> _DIRECTION_
Using the material that follows, identify and copy each line with the string "React".

> _DATASET EXTRACT_
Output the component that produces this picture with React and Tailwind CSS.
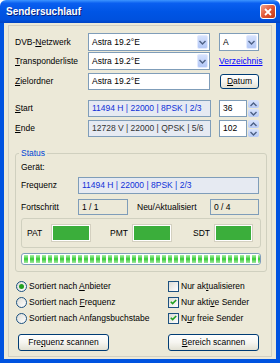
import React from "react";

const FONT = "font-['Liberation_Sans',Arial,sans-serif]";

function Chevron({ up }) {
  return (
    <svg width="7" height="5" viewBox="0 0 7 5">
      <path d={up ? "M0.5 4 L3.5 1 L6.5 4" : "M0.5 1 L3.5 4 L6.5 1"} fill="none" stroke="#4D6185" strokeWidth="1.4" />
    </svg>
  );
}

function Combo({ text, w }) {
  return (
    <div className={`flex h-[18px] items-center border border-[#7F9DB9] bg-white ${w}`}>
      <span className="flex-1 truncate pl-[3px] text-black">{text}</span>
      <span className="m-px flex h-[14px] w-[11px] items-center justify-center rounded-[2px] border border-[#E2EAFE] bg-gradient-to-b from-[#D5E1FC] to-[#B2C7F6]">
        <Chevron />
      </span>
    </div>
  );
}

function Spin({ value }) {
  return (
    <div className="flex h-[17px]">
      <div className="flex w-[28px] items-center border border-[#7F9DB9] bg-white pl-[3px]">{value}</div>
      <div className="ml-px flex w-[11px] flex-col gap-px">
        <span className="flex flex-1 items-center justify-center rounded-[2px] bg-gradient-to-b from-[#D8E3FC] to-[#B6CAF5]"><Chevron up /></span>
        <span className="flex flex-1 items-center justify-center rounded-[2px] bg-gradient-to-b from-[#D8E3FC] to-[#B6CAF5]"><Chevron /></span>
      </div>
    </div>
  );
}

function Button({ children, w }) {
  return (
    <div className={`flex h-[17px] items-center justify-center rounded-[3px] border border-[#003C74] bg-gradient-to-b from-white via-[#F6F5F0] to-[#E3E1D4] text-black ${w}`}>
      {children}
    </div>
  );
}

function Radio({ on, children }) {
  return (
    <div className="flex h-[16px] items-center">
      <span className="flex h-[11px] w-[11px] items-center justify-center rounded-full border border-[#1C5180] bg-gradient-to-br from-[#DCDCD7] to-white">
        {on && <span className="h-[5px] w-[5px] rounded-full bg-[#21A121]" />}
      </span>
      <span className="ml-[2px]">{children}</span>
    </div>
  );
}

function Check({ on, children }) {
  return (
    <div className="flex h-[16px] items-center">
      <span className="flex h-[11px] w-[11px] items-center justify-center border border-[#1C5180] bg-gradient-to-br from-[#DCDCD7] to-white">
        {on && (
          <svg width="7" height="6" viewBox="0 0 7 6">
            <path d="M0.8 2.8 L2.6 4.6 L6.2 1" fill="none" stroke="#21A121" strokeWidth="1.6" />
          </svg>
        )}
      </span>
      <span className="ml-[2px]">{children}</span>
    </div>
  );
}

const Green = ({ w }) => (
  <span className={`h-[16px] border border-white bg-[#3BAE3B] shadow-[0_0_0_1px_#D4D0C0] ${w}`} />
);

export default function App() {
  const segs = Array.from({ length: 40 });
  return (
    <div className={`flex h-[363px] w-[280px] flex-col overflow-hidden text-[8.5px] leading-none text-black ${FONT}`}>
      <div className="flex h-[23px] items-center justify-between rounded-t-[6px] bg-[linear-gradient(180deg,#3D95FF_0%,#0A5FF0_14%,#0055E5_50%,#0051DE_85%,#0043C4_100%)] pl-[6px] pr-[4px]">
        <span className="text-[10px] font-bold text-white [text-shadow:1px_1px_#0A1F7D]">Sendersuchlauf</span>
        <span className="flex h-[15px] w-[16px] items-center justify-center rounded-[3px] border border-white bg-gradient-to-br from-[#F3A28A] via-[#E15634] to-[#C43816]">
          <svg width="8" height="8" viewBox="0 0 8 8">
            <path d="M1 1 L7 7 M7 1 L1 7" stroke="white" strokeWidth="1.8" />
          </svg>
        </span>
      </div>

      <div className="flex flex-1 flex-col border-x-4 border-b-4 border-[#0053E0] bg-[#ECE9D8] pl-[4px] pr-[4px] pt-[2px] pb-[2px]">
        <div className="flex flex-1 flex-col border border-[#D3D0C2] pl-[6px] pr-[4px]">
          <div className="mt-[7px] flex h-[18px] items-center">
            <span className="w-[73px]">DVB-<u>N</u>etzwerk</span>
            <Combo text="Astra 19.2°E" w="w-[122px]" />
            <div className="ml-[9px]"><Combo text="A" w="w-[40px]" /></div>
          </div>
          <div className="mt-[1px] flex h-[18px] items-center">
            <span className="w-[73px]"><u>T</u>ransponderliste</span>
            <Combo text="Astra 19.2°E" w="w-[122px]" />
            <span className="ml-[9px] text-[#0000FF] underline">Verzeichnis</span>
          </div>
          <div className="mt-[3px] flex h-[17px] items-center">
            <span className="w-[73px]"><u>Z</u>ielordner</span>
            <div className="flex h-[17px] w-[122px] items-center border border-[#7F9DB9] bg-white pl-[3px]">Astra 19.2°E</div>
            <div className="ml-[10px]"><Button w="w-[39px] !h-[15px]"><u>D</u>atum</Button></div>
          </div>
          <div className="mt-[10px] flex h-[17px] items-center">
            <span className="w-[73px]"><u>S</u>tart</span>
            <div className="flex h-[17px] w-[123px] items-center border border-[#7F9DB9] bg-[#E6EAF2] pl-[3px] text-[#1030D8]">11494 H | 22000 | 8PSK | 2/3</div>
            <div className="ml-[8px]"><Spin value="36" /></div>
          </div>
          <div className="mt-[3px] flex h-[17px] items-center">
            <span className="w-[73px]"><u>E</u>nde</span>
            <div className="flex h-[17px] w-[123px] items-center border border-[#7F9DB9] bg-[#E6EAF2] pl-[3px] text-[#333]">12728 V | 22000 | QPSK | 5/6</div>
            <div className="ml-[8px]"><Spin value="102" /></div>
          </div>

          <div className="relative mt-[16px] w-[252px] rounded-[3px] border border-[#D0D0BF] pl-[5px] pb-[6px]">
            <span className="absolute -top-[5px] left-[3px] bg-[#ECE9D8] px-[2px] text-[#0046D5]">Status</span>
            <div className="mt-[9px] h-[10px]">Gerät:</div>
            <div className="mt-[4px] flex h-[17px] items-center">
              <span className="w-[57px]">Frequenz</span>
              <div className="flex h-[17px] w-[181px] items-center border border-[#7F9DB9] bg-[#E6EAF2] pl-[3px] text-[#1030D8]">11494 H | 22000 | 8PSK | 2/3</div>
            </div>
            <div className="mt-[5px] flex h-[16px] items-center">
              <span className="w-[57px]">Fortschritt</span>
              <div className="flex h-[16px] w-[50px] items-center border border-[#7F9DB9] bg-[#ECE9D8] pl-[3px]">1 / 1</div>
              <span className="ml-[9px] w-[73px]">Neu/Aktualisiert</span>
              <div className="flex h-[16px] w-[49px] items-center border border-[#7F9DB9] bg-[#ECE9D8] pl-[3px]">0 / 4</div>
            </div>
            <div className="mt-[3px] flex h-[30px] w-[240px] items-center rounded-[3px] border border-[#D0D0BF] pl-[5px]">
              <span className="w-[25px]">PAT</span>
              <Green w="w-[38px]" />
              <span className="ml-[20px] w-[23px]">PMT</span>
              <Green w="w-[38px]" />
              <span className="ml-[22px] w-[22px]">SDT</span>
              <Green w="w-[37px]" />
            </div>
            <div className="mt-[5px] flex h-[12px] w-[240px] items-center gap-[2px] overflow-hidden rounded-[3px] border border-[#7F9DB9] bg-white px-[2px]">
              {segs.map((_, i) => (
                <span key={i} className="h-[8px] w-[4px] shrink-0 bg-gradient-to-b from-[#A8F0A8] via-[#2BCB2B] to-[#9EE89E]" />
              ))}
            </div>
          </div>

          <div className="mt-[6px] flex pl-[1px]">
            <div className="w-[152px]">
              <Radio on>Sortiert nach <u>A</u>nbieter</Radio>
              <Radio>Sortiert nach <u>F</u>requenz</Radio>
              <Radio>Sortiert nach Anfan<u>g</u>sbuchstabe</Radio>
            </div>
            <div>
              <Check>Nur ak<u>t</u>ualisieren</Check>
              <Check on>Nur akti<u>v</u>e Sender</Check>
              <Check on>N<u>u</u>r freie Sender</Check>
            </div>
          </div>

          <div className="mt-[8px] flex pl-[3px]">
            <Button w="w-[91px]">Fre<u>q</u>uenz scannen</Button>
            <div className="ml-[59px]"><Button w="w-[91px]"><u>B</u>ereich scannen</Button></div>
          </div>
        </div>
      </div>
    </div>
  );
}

> _WORKED SOLUTION_
Output the component that produces this picture with React and Tailwind CSS.
import React from "react";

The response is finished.